*AVAILABLE DATA*.

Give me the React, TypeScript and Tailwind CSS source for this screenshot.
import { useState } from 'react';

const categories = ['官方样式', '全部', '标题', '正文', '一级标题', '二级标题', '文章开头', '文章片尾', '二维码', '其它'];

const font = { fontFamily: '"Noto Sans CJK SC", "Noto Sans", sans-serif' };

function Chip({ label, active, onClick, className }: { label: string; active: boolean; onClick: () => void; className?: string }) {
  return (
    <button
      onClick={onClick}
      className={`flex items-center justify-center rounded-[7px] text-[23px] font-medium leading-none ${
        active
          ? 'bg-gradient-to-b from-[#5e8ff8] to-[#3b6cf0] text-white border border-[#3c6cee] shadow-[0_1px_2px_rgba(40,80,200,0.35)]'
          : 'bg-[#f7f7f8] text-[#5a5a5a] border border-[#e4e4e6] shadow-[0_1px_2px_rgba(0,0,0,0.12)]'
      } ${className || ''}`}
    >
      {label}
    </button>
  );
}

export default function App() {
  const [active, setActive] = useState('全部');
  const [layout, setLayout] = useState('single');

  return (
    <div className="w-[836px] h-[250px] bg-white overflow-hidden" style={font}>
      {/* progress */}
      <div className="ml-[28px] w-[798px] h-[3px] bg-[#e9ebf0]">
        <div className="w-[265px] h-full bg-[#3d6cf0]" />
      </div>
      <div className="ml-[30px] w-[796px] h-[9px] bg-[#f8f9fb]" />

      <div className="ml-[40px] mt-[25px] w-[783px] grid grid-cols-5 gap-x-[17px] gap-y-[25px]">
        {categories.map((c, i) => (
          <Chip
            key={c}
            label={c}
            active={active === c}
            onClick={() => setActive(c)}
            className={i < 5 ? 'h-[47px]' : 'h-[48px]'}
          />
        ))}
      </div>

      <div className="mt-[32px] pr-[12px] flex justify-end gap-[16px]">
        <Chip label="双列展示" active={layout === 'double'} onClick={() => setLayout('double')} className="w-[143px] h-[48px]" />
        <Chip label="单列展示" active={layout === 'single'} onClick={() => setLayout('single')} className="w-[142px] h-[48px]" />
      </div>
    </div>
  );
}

*SHORT PROBLEM*. Reproduce the full listing exactly.

*IN RESPONSE*.
Give me the React, TypeScript and Tailwind CSS source for this screenshot.
import { useState } from 'react';

const categories = ['官方样式', '全部', '标题', '正文', '一级标题', '二级标题', '文章开头', '文章片尾', '二维码', '其它'];

const font = { fontFamily: '"Noto Sans CJK SC", "Noto Sans", sans-serif' };

function Chip({ label, active, onClick, className }: { label: string; active: boolean; onClick: () => void; className?: string }) {
  return (
    <button
      onClick={onClick}
      className={`flex items-center justify-center rounded-[7px] text-[23px] font-medium leading-none ${
        active
          ? 'bg-gradient-to-b from-[#5e8ff8] to-[#3b6cf0] text-white border border-[#3c6cee] shadow-[0_1px_2px_rgba(40,80,200,0.35)]'
          : 'bg-[#f7f7f8] text-[#5a5a5a] border border-[#e4e4e6] shadow-[0_1px_2px_rgba(0,0,0,0.12)]'
      } ${className || ''}`}
    >
      {label}
    </button>
  );
}

export default function App() {
  const [active, setActive] = useState('全部');
  const [layout, setLayout] = useState('single');

  return (
    <div className="w-[836px] h-[250px] bg-white overflow-hidden" style={font}>
      {/* progress */}
      <div className="ml-[28px] w-[798px] h-[3px] bg-[#e9ebf0]">
        <div className="w-[265px] h-full bg-[#3d6cf0]" />
      </div>
      <div className="ml-[30px] w-[796px] h-[9px] bg-[#f8f9fb]" />

      <div className="ml-[40px] mt-[25px] w-[783px] grid grid-cols-5 gap-x-[17px] gap-y-[25px]">
        {categories.map((c, i) => (
          <Chip
            key={c}
            label={c}
            active={active === c}
            onClick={() => setActive(c)}
            className={i < 5 ? 'h-[47px]' : 'h-[48px]'}
          />
        ))}
      </div>

      <div className="mt-[32px] pr-[12px] flex justify-end gap-[16px]">
        <Chip label="双列展示" active={layout === 'double'} onClick={() => setLayout('double')} className="w-[143px] h-[48px]" />
        <Chip label="单列展示" active={layout === 'single'} onClick={() => setLayout('single')} className="w-[142px] h-[48px]" />
      </div>
    </div>
  );
}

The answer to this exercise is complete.